Tenemos que ser conscientes de nuestra envoltura y estar vigilantes, como cuando depuramos el agua de las piscinas o controlamos el PH de la pecera para que sobrevivan los plecos, así se llaman esos pececillos que se pegan a los cristales que antes mencionaba. Me he acordado de todo esto, y me he puesto poético, porque en las últimas semanas no hago más que nadar a contracorriente y lanzar exabruptos por el maldito viento. Para cambiar. El mismo que en verano está encalmado y hace que las chicharras interpreten temas de Iron Maiden, ahora se muestra permanentemente turbulento y lo que aúllan son las juntas de las ventanas. El chorro polar está muy enérgico y actúa como la circulación termohalina de los océanos. Ambos son cintas transportadoras, solo que en diferentes planos: el primero arrastra nubes y la segunda atunes, por ejemplo. La vigorosidad de ese “chorro” determina que tengamos más o menos calor, invasiones de aire frío, nubes o precipitaciones. Ahora está tan activa que estamos teniendo de todo en apenas unos días.

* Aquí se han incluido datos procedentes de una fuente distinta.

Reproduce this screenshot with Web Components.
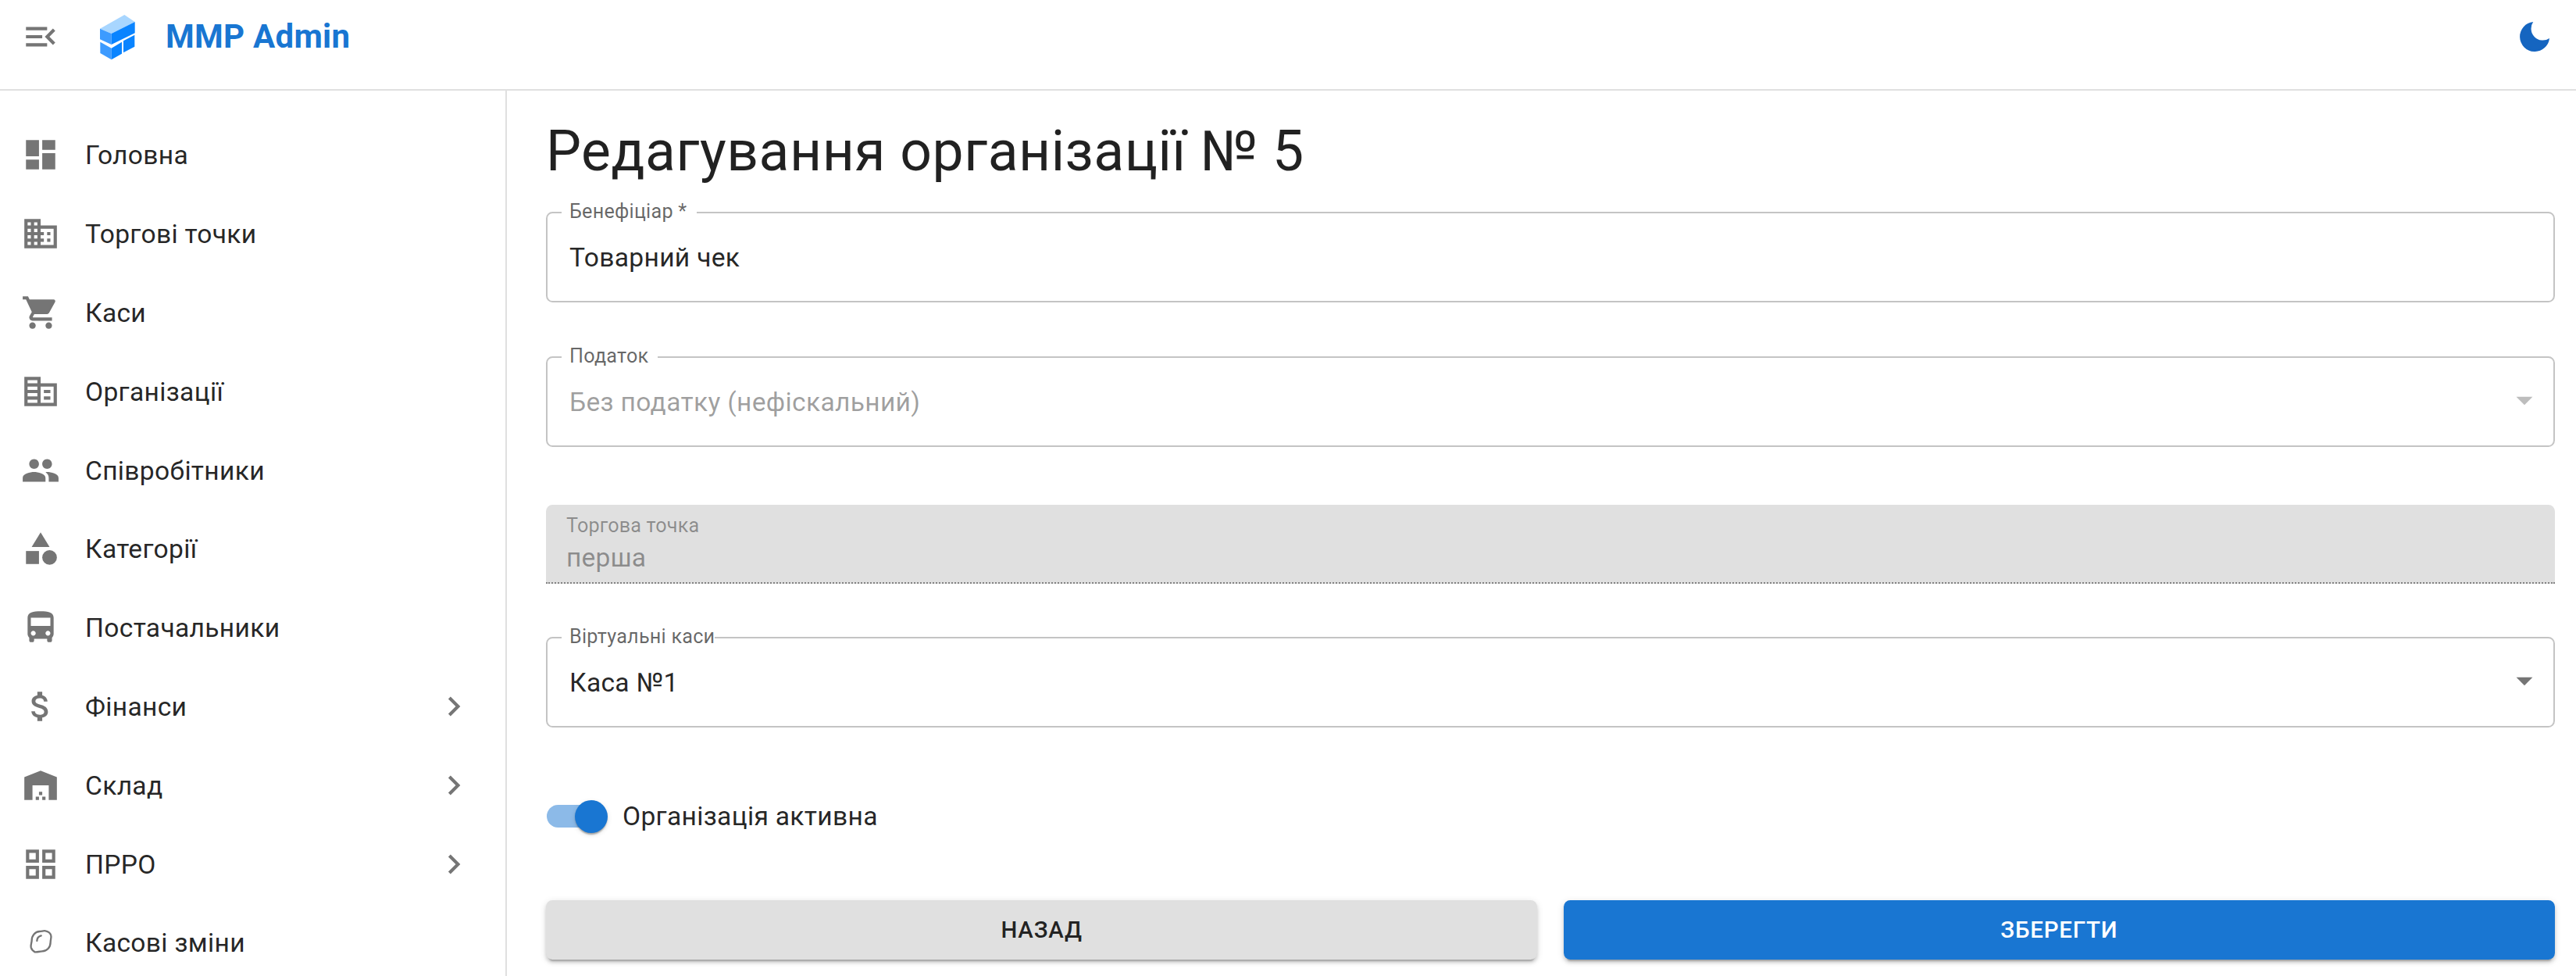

En este puente, la troposfera parece estar empeñada en actuar como si alguien hubiera abierto un sumidero en medio del Atlántico norte. Los modelos de predicción prevén la formación de una grandísima borrasca que saldrá de un proceso de ciclogénesis explosiva. Este último sucede cuando la presión desciende 20 hectopascales (hPa) o más en 24 horas. También valen submúltiplos, como 10 hPa en 12 horas, pero no nos vamos a poner exquisitos, porque esta borrasca tiene visos de sobrepasar sobradamente los umbrales. Si este escenario se confirma, entre el lunes y el miércoles se sentirán como salmones yendo río arriba (ventarrón) y se acordarán de esa primera frase de Torricelli… y de mí, por cenizo.